Research on efficient feature extraction: Improving YOLOv5 backbone for facial expression detection in live streaming scenes

Zongwei Li; Jia Song; Kai Qiao; Chenghai Li; Yanhui Zhang; Zhenyu Li

doi:10.3389/fncom.2022.980063

Research on efficient feature extraction: Improving YOLOv5 backbone for facial expression detection in live streaming scenes

Front Comput Neurosci. 2022 Aug 10:16:980063. doi: 10.3389/fncom.2022.980063. eCollection 2022.

Authors

Zongwei Li¹, Jia Song¹, Kai Qiao¹, Chenghai Li², Yanhui Zhang³, Zhenyu Li¹

Affiliations

¹ School of Economics and Management, Shanghai Institute of Technology, Shanghai, China.
² School of Management Science and Engineering, Anhui University of Technology, Maanshan, China.
³ Business School, East China University of Science and Technology, Shanghai, China.

Abstract

Facial expressions, whether simple or complex, convey pheromones that can affect others. Plentiful sensory input delivered by marketing anchors' facial expressions to audiences can stimulate consumers' identification and influence decision-making, especially in live streaming media marketing. This paper proposes an efficient feature extraction network based on the YOLOv5 model for detecting anchors' facial expressions. First, a two-step cascade classifier and recycler is established to filter invalid video frames to generate a facial expression dataset of anchors.

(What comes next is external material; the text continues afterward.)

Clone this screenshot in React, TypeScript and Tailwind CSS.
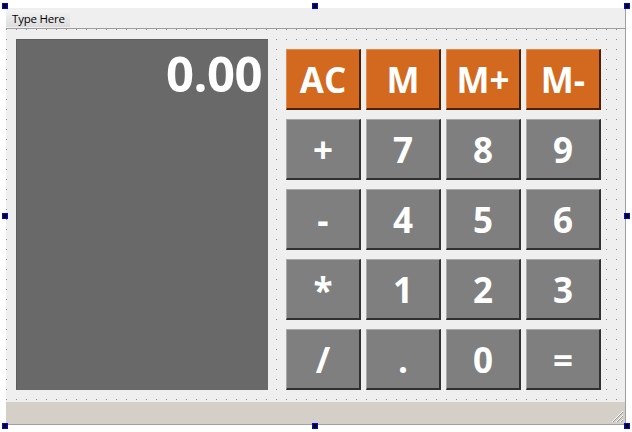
const keys = [
  ["AC", "M", "M+", "M-"],
  ["+", "7", "8", "9"],
  ["-", "4", "5", "6"],
  ["*", "1", "2", "3"],
  ["/", ".", "0", "="],
];

function Handle(props: { pos: string }) {
  return <div className={`absolute w-[6px] h-[6px] bg-black border border-[#0000ff] ${props.pos}`} />;
}

function Key(props: { label: string; orange?: boolean }) {
  const tone = props.orange
    ? "bg-[#d2691e] border-t-[#e58a48] border-l-[#e58a48] border-r-[#4a2000] border-b-[#4a2000]"
    : "bg-[#7f7f7f] border-t-[#a8a8a8] border-l-[#a8a8a8] border-r-[#303030] border-b-[#303030]";
  return (
    <button
      className={`h-[61px] w-[75px] flex items-center justify-center border-t border-l border-r-2 border-b-2 text-white font-bold text-[35px] leading-none ${tone}`}
    >
      {props.label}
    </button>
  );
}

export default function App() {
  return (
    <div className="relative w-[632px] h-[432px] bg-white font-['Open_Sans',sans-serif] overflow-hidden">
      <div className="ml-[6px] mt-[8px] w-[620px] h-[417px] flex flex-col border-r border-b border-[#a0a0a0] bg-[#efefef]">
        {/* menu bar */}
        <div className="h-[21px] flex-none border-b border-[#a0a0a0] flex items-start pt-[2px]">
          <div className="h-[17px] w-[64px] pl-[6px] flex items-center text-[11.5px] text-black bg-gradient-to-b from-[#f4f4f4] to-[#dcdcdc] tracking-[-0.2px]">
            Type Here
          </div>
        </div>

        {/* central widget */}
        <div className="flex-1 flex items-start pl-[10px] pt-[10px] bg-[#efefef] bg-[conic-gradient(from_270deg_at_1px_1px,#8c8c8c_25%,transparent_0)] bg-[size:10px_10px]">
          <div className="w-[252px] h-[351px] bg-[#696969] border-l border-t border-[#5e5e5e] flex justify-end pr-[6px]">
            <span className="text-white font-bold text-[49px] leading-none mt-[9px] tracking-[-0.5px]">0.00</span>
          </div>
          <div className="ml-[18px] mt-[10px] grid grid-cols-4 gap-x-[5px] gap-y-[9px]">
            {keys.map((row, r) =>
              row.map((k) => <Key key={k} label={k} orange={r === 0} />)
            )}
          </div>
        </div>

        {/* status bar */}
        <div className="h-[22px] flex-none bg-[#d4d0c8] flex justify-end items-end">
          <svg width="14" height="14" viewBox="0 0 14 14" className="mb-[1px] mr-[1px]">
            <path d="M13 2 L2 13 M13 6 L6 13 M13 10 L10 13" stroke="#ffffff" strokeWidth="1" />
            <path d="M13 3 L3 13 M13 7 L7 13 M13 11 L11 13" stroke="#9a9a9a" strokeWidth="1" />
          </svg>
        </div>
      </div>

      <Handle pos="left-[2px] top-[3px]" />
      <Handle pos="left-[312px] top-[3px]" />
      <Handle pos="left-[624px] top-[3px]" />
      <Handle pos="left-[2px] top-[213px]" />
      <Handle pos="left-[624px] top-[213px]" />
      <Handle pos="left-[2px] top-[423px]" />
      <Handle pos="left-[312px] top-[423px]" />
      <Handle pos="left-[624px] top-[423px]" />
    </div>
  );
}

Second, GhostNet and coordinate attention are fused in YOLOv5 to eliminate latency and improve accuracy. YOLOv5 modified with the proposed efficient feature extraction structure outperforms the original YOLOv5 on our self-built dataset in both speed and accuracy.

Keywords: attention mechanism; cascade classifier; live streaming; model optimization; object detection.